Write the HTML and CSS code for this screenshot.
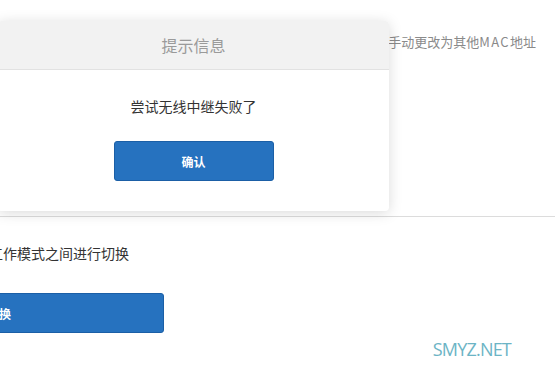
FILE: index.html
```html
<!DOCTYPE html>
<html>
<head>
<meta charset="utf-8">
<link rel="stylesheet" href="styles.css">
</head>
<body>
<div class="page">
  <div class="top-row">
    <p class="hint">可手动更改为其他<span class="latin">MAC</span>地址</p>
  </div>
  <div class="section">
    <p class="desc">在各工作模式之间进行切换</p>
    <button class="btn wide">切换</button>
  </div>
  <div class="watermark">SMYZ.NET</div>
  <div class="dialog">
    <div class="dialog-head">提示信息</div>
    <div class="dialog-body">
      <p class="msg">尝试无线中继失败了</p>
      <button class="btn confirm">确认</button>
    </div>
  </div>
</div>
</body>
</html>
```
FILE: styles.css
```css
* { box-sizing: border-box; }
html, body { margin: 0; padding: 0; }
body {
  font-family: "Noto Sans CJK SC", "Noto Sans", sans-serif;
  background: #fff;
  overflow: hidden;
}
.page {
  position: relative;
  width: 555px;
  height: 369px;
  overflow: hidden;
}
.top-row {
  height: 217px;
  border-bottom: 1px solid #dcdcdc;
  display: flex;
  justify-content: flex-end;
  padding: 32px 19px 0 0;
}
.hint {
  margin: 0;
  font-size: 13px;
  line-height: 20px;
  color: #8a8a8a;
}
.latin {
  letter-spacing: 1.4px;
}
.section {
  padding-top: 26px;
  display: flex;
  flex-direction: column;
  align-items: flex-start;
}
.desc {
  margin: 0 0 0 -39px;
  font-size: 14px;
  line-height: 20px;
  color: #333;
}
.btn {
  font-family: "Noto Sans CJK SC", sans-serif;
  background: #2672bf;
  border: 1px solid #1b5fa6;
  border-radius: 3px;
  color: #fff;
  font-size: 12px;
  font-weight: bold;
  height: 40px;
  padding: 0;
}
.wide {
  margin-top: 30px;
  margin-left: -166px;
  width: 330px;
}
.watermark {
  position: absolute;
  right: 44px;
  bottom: 8px;
  font-family: "Open Sans", sans-serif;
  font-size: 18px;
  color: #6cb4c5;
  letter-spacing: -0.8px;
}
.dialog {
  position: absolute;
  left: -2px;
  top: 21px;
  width: 391px;
  height: 190px;
  background: #fff;
  border-radius: 4px;
  box-shadow: 0 2px 14px rgba(0, 0, 0, 0.15);
  overflow: hidden;
}
.dialog-head {
  height: 49px;
  background: #f2f2f2;
  border-bottom: 1px solid #e2e2e2;
  display: flex;
  align-items: center;
  justify-content: center;
  font-size: 16px;
  color: #9a9a9a;
}
.dialog-body {
  display: flex;
  flex-direction: column;
  align-items: center;
  padding-top: 26px;
}
.msg {
  margin: 0;
  font-size: 14px;
  line-height: 20px;
  color: #333;
}
.confirm {
  margin-top: 25px;
  width: 160px;
}
```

+ + + +

Reproduce the data verbatim. Do not carry any picture into the copy.

> **THE SOLUTION**:
Write the HTML and CSS code for this screenshot.
FILE: index.html
```html
<!DOCTYPE html>
<html>
<head>
<meta charset="utf-8">
<link rel="stylesheet" href="styles.css">
</head>
<body>
<div class="page">
  <div class="top-row">
    <p class="hint">可手动更改为其他<span class="latin">MAC</span>地址</p>
  </div>
  <div class="section">
    <p class="desc">在各工作模式之间进行切换</p>
    <button class="btn wide">切换</button>
  </div>
  <div class="watermark">SMYZ.NET</div>
  <div class="dialog">
    <div class="dialog-head">提示信息</div>
    <div class="dialog-body">
      <p class="msg">尝试无线中继失败了</p>
      <button class="btn confirm">确认</button>
    </div>
  </div>
</div>
</body>
</html>
```
FILE: styles.css
```css
* { box-sizing: border-box; }
html, body { margin: 0; padding: 0; }
body {
  font-family: "Noto Sans CJK SC", "Noto Sans", sans-serif;
  background: #fff;
  overflow: hidden;
}
.page {
  position: relative;
  width: 555px;
  height: 369px;
  overflow: hidden;
}
.top-row {
  height: 217px;
  border-bottom: 1px solid #dcdcdc;
  display: flex;
  justify-content: flex-end;
  padding: 32px 19px 0 0;
}
.hint {
  margin: 0;
  font-size: 13px;
  line-height: 20px;
  color: #8a8a8a;
}
.latin {
  letter-spacing: 1.4px;
}
.section {
  padding-top: 26px;
  display: flex;
  flex-direction: column;
  align-items: flex-start;
}
.desc {
  margin: 0 0 0 -39px;
  font-size: 14px;
  line-height: 20px;
  color: #333;
}
.btn {
  font-family: "Noto Sans CJK SC", sans-serif;
  background: #2672bf;
  border: 1px solid #1b5fa6;
  border-radius: 3px;
  color: #fff;
  font-size: 12px;
  font-weight: bold;
  height: 40px;
  padding: 0;
}
.wide {
  margin-top: 30px;
  margin-left: -166px;
  width: 330px;
}
.watermark {
  position: absolute;
  right: 44px;
  bottom: 8px;
  font-family: "Open Sans", sans-serif;
  font-size: 18px;
  color: #6cb4c5;
  letter-spacing: -0.8px;
}
.dialog {
  position: absolute;
  left: -2px;
  top: 21px;
  width: 391px;
  height: 190px;
  background: #fff;
  border-radius: 4px;
  box-shadow: 0 2px 14px rgba(0, 0, 0, 0.15);
  overflow: hidden;
}
.dialog-head {
  height: 49px;
  background: #f2f2f2;
  border-bottom: 1px solid #e2e2e2;
  display: flex;
  align-items: center;
  justify-content: center;
  font-size: 16px;
  color: #9a9a9a;
}
.dialog-body {
  display: flex;
  flex-direction: column;
  align-items: center;
  padding-top: 26px;
}
.msg {
  margin: 0;
  font-size: 14px;
  line-height: 20px;
  color: #333;
}
.confirm {
  margin-top: 25px;
  width: 160px;
}
```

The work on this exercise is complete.